→ PROBLEM
Your answer should be a single number: the count of lines containing "index".

**** SUPPLIED INFORMATION ****

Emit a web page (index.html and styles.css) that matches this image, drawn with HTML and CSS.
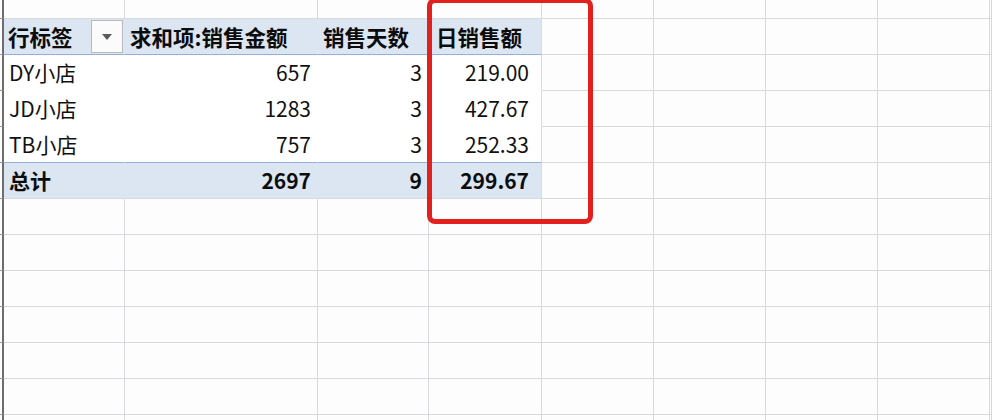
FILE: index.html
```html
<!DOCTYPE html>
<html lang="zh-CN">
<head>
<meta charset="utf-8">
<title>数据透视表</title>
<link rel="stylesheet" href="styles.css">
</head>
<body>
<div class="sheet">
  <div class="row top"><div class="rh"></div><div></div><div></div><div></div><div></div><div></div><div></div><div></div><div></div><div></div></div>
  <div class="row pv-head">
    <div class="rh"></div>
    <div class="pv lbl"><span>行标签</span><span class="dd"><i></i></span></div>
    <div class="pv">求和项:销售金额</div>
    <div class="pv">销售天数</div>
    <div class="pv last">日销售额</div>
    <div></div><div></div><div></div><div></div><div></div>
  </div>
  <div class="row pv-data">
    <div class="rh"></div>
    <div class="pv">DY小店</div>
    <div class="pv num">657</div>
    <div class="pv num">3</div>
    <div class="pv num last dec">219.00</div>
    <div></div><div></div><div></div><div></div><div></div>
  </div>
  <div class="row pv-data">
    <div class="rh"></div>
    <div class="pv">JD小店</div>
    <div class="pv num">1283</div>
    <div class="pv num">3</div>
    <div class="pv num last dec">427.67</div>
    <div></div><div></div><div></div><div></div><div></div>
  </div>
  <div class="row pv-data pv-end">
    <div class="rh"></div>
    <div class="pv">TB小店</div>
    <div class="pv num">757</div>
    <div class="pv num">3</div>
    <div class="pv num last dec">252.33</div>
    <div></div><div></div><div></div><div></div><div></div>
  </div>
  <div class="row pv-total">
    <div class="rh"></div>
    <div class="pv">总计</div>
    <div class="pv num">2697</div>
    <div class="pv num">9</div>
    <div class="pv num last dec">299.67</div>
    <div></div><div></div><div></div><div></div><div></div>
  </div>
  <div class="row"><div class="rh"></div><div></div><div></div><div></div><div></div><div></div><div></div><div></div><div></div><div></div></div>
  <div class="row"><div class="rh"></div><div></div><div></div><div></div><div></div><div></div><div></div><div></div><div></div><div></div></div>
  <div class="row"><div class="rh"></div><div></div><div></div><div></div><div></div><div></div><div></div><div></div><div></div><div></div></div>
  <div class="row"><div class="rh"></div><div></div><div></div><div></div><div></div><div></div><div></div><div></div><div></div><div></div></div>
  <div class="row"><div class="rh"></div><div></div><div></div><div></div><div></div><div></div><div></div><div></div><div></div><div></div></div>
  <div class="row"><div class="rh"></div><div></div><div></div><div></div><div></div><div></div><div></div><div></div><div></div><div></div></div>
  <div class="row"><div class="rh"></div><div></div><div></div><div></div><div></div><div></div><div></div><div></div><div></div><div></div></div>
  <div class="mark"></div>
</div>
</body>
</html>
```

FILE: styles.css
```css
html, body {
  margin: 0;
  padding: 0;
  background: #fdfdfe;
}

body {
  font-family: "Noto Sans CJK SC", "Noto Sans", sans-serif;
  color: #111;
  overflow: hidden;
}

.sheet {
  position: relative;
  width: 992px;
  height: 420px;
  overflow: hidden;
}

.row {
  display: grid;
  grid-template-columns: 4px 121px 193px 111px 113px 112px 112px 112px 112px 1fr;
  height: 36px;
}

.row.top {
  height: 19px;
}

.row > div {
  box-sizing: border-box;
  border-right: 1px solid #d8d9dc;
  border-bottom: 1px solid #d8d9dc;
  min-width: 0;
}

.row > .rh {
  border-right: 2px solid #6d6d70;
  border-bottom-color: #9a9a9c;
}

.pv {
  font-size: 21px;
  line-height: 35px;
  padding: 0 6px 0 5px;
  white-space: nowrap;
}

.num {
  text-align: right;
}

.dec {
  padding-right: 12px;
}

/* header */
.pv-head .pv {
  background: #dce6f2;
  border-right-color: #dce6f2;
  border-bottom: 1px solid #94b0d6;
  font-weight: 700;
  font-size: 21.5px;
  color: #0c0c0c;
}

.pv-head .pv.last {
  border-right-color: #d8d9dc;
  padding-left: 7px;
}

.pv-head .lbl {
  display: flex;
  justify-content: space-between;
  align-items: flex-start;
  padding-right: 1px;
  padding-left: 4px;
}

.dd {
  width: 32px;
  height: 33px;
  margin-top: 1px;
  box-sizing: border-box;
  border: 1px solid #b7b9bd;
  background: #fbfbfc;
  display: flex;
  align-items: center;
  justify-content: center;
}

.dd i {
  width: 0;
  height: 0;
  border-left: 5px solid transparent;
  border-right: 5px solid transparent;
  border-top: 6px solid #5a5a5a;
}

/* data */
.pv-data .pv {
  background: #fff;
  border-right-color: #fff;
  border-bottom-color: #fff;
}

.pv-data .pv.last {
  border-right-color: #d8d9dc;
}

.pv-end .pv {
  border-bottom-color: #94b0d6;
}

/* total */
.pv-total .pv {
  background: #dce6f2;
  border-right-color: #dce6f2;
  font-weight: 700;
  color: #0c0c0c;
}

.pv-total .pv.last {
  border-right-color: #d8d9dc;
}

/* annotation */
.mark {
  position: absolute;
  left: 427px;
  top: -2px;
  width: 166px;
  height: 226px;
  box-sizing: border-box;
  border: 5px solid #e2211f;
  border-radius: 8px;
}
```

****

→ TASK RESULT
2